まずはインサイドセールスの実務に慣れることが大切ですので、サービス理解やコミュニケーションの基礎を押さえたら、実際に電話やメールなどの実務を始めてみるのが良いと思います。電話のトークやメールの文面に関しては、都度フィードバックし改善していくことが重要ですので、メンターがついて密にサポートします。
インサイドセールスの実務に慣れてきたら行動量や商談数などのKPIの管理、お客様との関係構築などに挑戦することになりますが、これらは目標に対する差分を埋めるイメージ(たとえば目標の商談数に対して不足分をどう補うのかという考え方)でフィードバック、議論していくことで目標からトップダウンで考える癖をつけるようにします。
インサイドセールスをはじめとした営業マネジメントの現場では、一つ一つの電話や商談のログに対して気になる点をフィードバックしていくという光景をよく見ますが、これではボトムアップ型で場当たり的になってしまいますのでスキルとして蓄積しづらいです。
阿部 慎平氏の回答
どんな素養・スキルを持った人が、インサイドセールスに向いているのでしょうか?プレイヤーとマネージャー(リーダー)、それぞれ教えていただきたいです。
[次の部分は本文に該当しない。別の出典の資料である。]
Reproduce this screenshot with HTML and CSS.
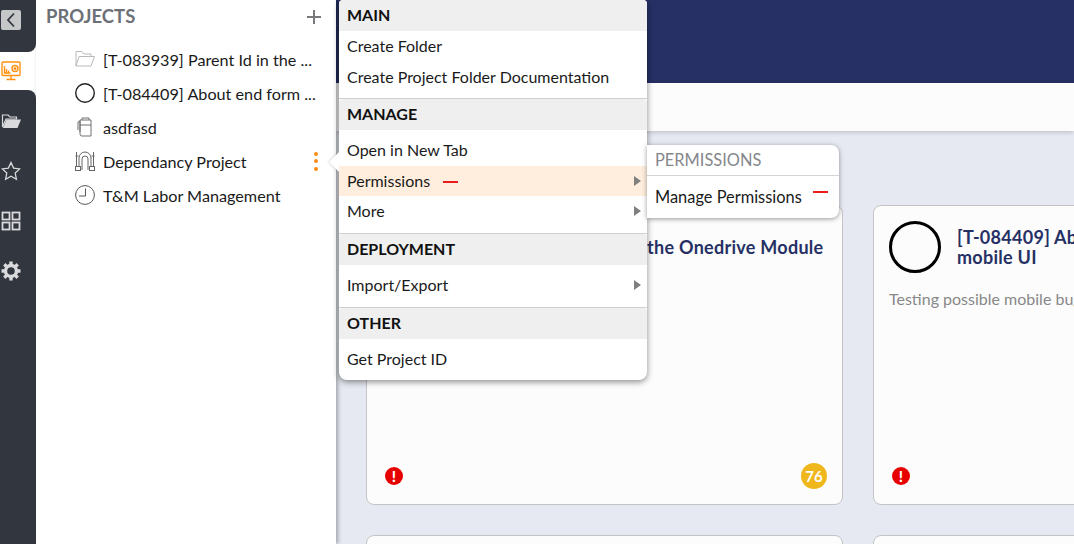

まずマネージャーに関しては、泥臭く新しいチャレンジをし続けられるマインドが重要だと考えています。インサイドセールスはここ2-3年で大きく注目されるようになったばかりで、世の中全体としてもまだまだ正解を模索している段階です。このような状況でインサイドセールス部門を立ち上げ、そしてリードしていくためには、なかなか成果が出ず周囲から疑問に思われても諦めずに試行錯誤し続けるマインドが必要不可欠です。インサイドセールスへの挑戦は、新規事業への挑戦に近い感覚だと思っています。
プレイヤーに関しては、一つ一つの施策のPDCAを回す力とBtoBマーケティング・セールスのプロセスを俯瞰的に見る力が求められます。インサイドセールスでは電話のトークやメールの文面などの細かいブラッシュアップがすごく重要ですし、またマーケティングとセールスの中間を担う場合が多いためマーケティングやセールスについて理解し、一歩踏み込んだ改善ができることが理想です。これらに加え、多くのお客様と時間をかけて関係構築していく仕事ですので、コミュニケーションとアクション管理も大事な要素だと思います。